╭─ Material
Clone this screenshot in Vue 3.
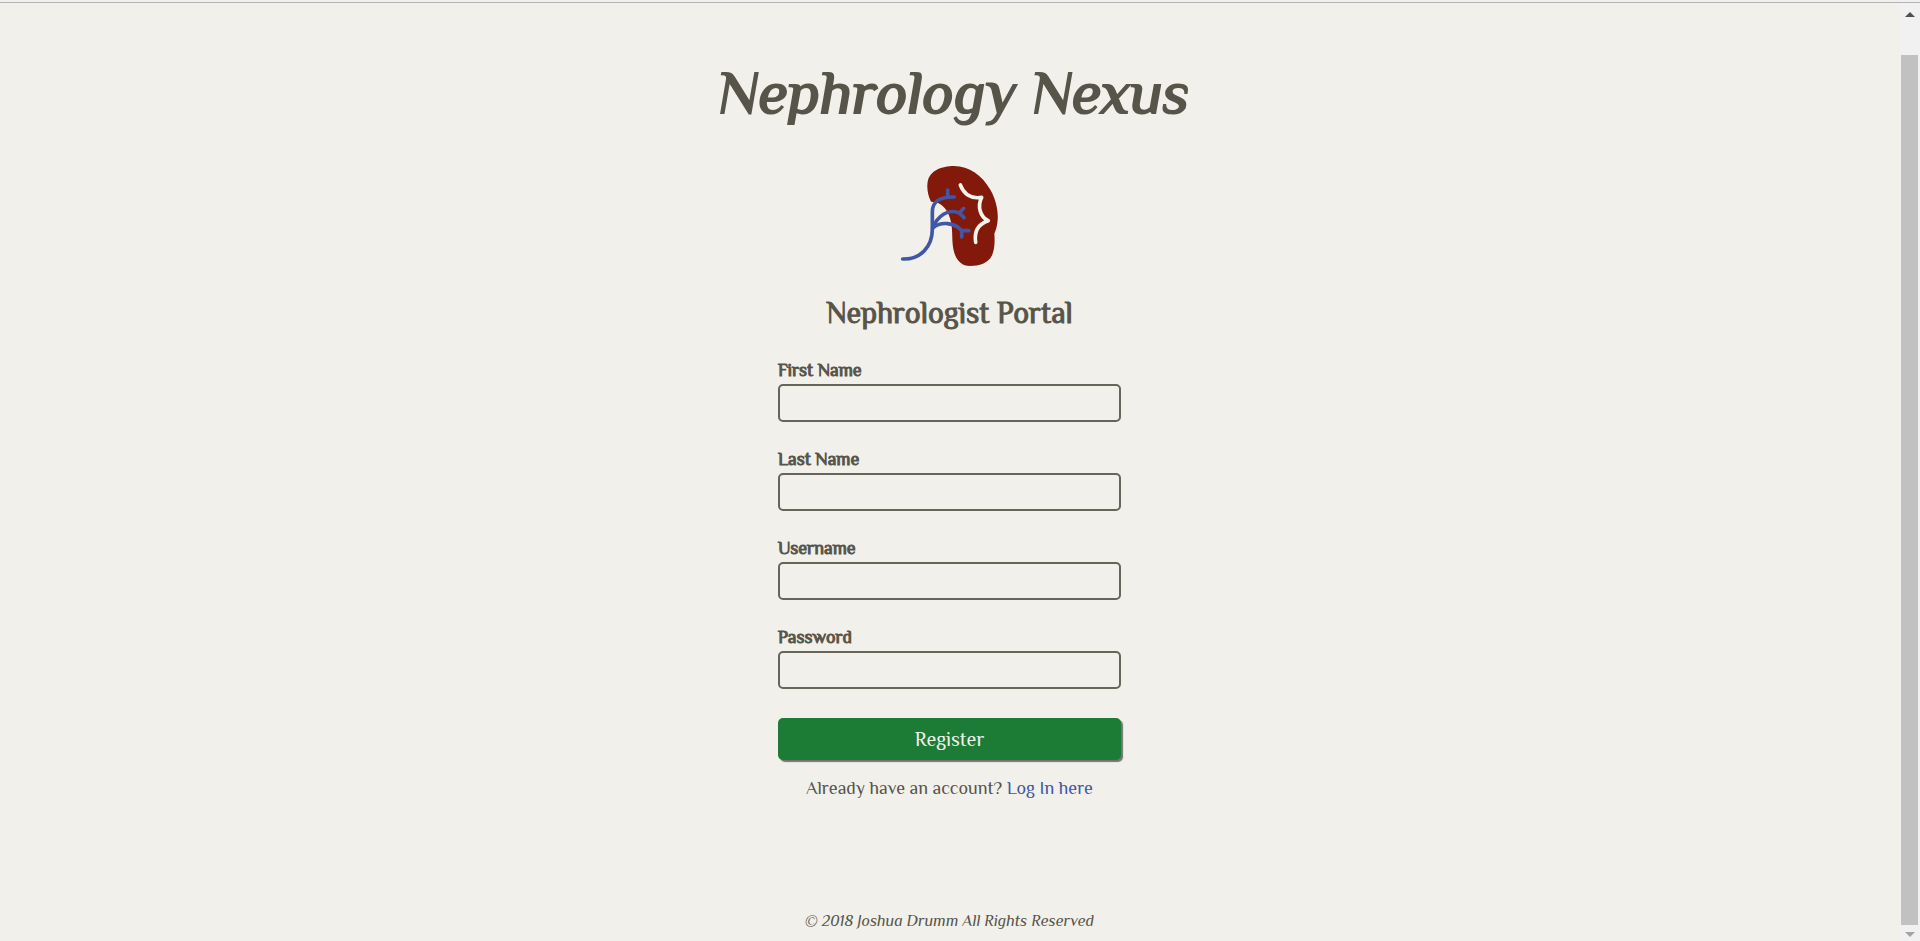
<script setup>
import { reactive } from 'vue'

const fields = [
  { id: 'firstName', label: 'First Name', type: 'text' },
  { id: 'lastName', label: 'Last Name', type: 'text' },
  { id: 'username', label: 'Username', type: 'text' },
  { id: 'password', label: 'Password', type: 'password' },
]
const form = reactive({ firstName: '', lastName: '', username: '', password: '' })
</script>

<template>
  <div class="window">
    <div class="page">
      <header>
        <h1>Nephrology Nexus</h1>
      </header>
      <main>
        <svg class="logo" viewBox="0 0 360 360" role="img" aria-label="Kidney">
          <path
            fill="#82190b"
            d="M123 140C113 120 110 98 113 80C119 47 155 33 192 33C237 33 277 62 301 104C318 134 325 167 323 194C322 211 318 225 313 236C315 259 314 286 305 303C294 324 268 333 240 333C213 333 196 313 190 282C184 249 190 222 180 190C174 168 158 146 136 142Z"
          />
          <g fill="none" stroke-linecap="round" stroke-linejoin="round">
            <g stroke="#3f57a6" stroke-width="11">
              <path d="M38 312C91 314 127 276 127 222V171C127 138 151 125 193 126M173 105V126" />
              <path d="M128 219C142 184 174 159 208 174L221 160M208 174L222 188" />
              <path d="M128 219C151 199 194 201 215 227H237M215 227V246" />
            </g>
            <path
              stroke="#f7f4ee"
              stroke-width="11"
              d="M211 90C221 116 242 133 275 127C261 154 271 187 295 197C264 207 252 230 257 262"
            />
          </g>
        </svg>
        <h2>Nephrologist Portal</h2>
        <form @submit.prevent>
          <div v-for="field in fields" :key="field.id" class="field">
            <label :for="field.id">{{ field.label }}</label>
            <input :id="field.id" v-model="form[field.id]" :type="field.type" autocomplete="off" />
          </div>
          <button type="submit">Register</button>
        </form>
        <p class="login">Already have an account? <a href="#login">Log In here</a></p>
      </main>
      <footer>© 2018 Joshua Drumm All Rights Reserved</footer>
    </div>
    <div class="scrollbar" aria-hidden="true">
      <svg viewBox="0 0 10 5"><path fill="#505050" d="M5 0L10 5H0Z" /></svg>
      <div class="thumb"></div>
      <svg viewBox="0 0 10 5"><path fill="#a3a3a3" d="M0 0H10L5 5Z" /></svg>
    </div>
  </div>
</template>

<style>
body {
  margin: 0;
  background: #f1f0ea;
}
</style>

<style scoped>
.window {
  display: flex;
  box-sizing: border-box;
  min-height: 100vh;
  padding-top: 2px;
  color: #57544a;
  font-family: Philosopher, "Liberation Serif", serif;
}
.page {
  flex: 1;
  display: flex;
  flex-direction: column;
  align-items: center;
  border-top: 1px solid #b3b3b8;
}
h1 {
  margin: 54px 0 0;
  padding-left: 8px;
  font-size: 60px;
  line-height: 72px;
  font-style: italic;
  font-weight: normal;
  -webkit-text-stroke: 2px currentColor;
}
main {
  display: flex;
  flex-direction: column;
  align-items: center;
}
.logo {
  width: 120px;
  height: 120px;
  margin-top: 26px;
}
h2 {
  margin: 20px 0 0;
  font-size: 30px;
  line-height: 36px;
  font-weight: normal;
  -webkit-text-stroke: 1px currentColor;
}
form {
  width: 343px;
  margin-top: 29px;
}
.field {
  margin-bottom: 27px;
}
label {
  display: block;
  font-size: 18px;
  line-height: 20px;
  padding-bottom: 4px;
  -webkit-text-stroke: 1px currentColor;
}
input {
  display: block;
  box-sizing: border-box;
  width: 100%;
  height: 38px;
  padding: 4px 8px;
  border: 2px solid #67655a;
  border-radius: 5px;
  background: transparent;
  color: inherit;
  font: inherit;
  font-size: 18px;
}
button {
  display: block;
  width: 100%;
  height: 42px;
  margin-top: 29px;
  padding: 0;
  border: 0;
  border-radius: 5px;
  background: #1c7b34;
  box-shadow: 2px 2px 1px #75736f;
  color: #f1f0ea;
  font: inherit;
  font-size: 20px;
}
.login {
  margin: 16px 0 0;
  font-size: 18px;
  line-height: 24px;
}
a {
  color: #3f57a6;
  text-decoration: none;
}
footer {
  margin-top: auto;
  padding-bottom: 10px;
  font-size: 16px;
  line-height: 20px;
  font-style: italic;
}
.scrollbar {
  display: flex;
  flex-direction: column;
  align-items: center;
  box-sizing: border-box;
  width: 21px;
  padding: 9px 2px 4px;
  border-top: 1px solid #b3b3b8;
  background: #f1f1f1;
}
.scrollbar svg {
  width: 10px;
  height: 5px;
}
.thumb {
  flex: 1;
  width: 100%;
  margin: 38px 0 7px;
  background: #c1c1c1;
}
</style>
╰─
**Challenge:** Write out each line of the data exactly; the images should be left out.

**Reply:**
Clone this screenshot in Vue 3.
<script setup>
import { reactive } from 'vue'

const fields = [
  { id: 'firstName', label: 'First Name', type: 'text' },
  { id: 'lastName', label: 'Last Name', type: 'text' },
  { id: 'username', label: 'Username', type: 'text' },
  { id: 'password', label: 'Password', type: 'password' },
]
const form = reactive({ firstName: '', lastName: '', username: '', password: '' })
</script>

<template>
  <div class="window">
    <div class="page">
      <header>
        <h1>Nephrology Nexus</h1>
      </header>
      <main>
        <svg class="logo" viewBox="0 0 360 360" role="img" aria-label="Kidney">
          <path
            fill="#82190b"
            d="M123 140C113 120 110 98 113 80C119 47 155 33 192 33C237 33 277 62 301 104C318 134 325 167 323 194C322 211 318 225 313 236C315 259 314 286 305 303C294 324 268 333 240 333C213 333 196 313 190 282C184 249 190 222 180 190C174 168 158 146 136 142Z"
          />
          <g fill="none" stroke-linecap="round" stroke-linejoin="round">
            <g stroke="#3f57a6" stroke-width="11">
              <path d="M38 312C91 314 127 276 127 222V171C127 138 151 125 193 126M173 105V126" />
              <path d="M128 219C142 184 174 159 208 174L221 160M208 174L222 188" />
              <path d="M128 219C151 199 194 201 215 227H237M215 227V246" />
            </g>
            <path
              stroke="#f7f4ee"
              stroke-width="11"
              d="M211 90C221 116 242 133 275 127C261 154 271 187 295 197C264 207 252 230 257 262"
            />
          </g>
        </svg>
        <h2>Nephrologist Portal</h2>
        <form @submit.prevent>
          <div v-for="field in fields" :key="field.id" class="field">
            <label :for="field.id">{{ field.label }}</label>
            <input :id="field.id" v-model="form[field.id]" :type="field.type" autocomplete="off" />
          </div>
          <button type="submit">Register</button>
        </form>
        <p class="login">Already have an account? <a href="#login">Log In here</a></p>
      </main>
      <footer>© 2018 Joshua Drumm All Rights Reserved</footer>
    </div>
    <div class="scrollbar" aria-hidden="true">
      <svg viewBox="0 0 10 5"><path fill="#505050" d="M5 0L10 5H0Z" /></svg>
      <div class="thumb"></div>
      <svg viewBox="0 0 10 5"><path fill="#a3a3a3" d="M0 0H10L5 5Z" /></svg>
    </div>
  </div>
</template>

<style>
body {
  margin: 0;
  background: #f1f0ea;
}
</style>

<style scoped>
.window {
  display: flex;
  box-sizing: border-box;
  min-height: 100vh;
  padding-top: 2px;
  color: #57544a;
  font-family: Philosopher, "Liberation Serif", serif;
}
.page {
  flex: 1;
  display: flex;
  flex-direction: column;
  align-items: center;
  border-top: 1px solid #b3b3b8;
}
h1 {
  margin: 54px 0 0;
  padding-left: 8px;
  font-size: 60px;
  line-height: 72px;
  font-style: italic;
  font-weight: normal;
  -webkit-text-stroke: 2px currentColor;
}
main {
  display: flex;
  flex-direction: column;
  align-items: center;
}
.logo {
  width: 120px;
  height: 120px;
  margin-top: 26px;
}
h2 {
  margin: 20px 0 0;
  font-size: 30px;
  line-height: 36px;
  font-weight: normal;
  -webkit-text-stroke: 1px currentColor;
}
form {
  width: 343px;
  margin-top: 29px;
}
.field {
  margin-bottom: 27px;
}
label {
  display: block;
  font-size: 18px;
  line-height: 20px;
  padding-bottom: 4px;
  -webkit-text-stroke: 1px currentColor;
}
input {
  display: block;
  box-sizing: border-box;
  width: 100%;
  height: 38px;
  padding: 4px 8px;
  border: 2px solid #67655a;
  border-radius: 5px;
  background: transparent;
  color: inherit;
  font: inherit;
  font-size: 18px;
}
button {
  display: block;
  width: 100%;
  height: 42px;
  margin-top: 29px;
  padding: 0;
  border: 0;
  border-radius: 5px;
  background: #1c7b34;
  box-shadow: 2px 2px 1px #75736f;
  color: #f1f0ea;
  font: inherit;
  font-size: 20px;
}
.login {
  margin: 16px 0 0;
  font-size: 18px;
  line-height: 24px;
}
a {
  color: #3f57a6;
  text-decoration: none;
}
footer {
  margin-top: auto;
  padding-bottom: 10px;
  font-size: 16px;
  line-height: 20px;
  font-style: italic;
}
.scrollbar {
  display: flex;
  flex-direction: column;
  align-items: center;
  box-sizing: border-box;
  width: 21px;
  padding: 9px 2px 4px;
  border-top: 1px solid #b3b3b8;
  background: #f1f1f1;
}
.scrollbar svg {
  width: 10px;
  height: 5px;
}
.thumb {
  flex: 1;
  width: 100%;
  margin: 38px 0 7px;
  background: #c1c1c1;
}
</style>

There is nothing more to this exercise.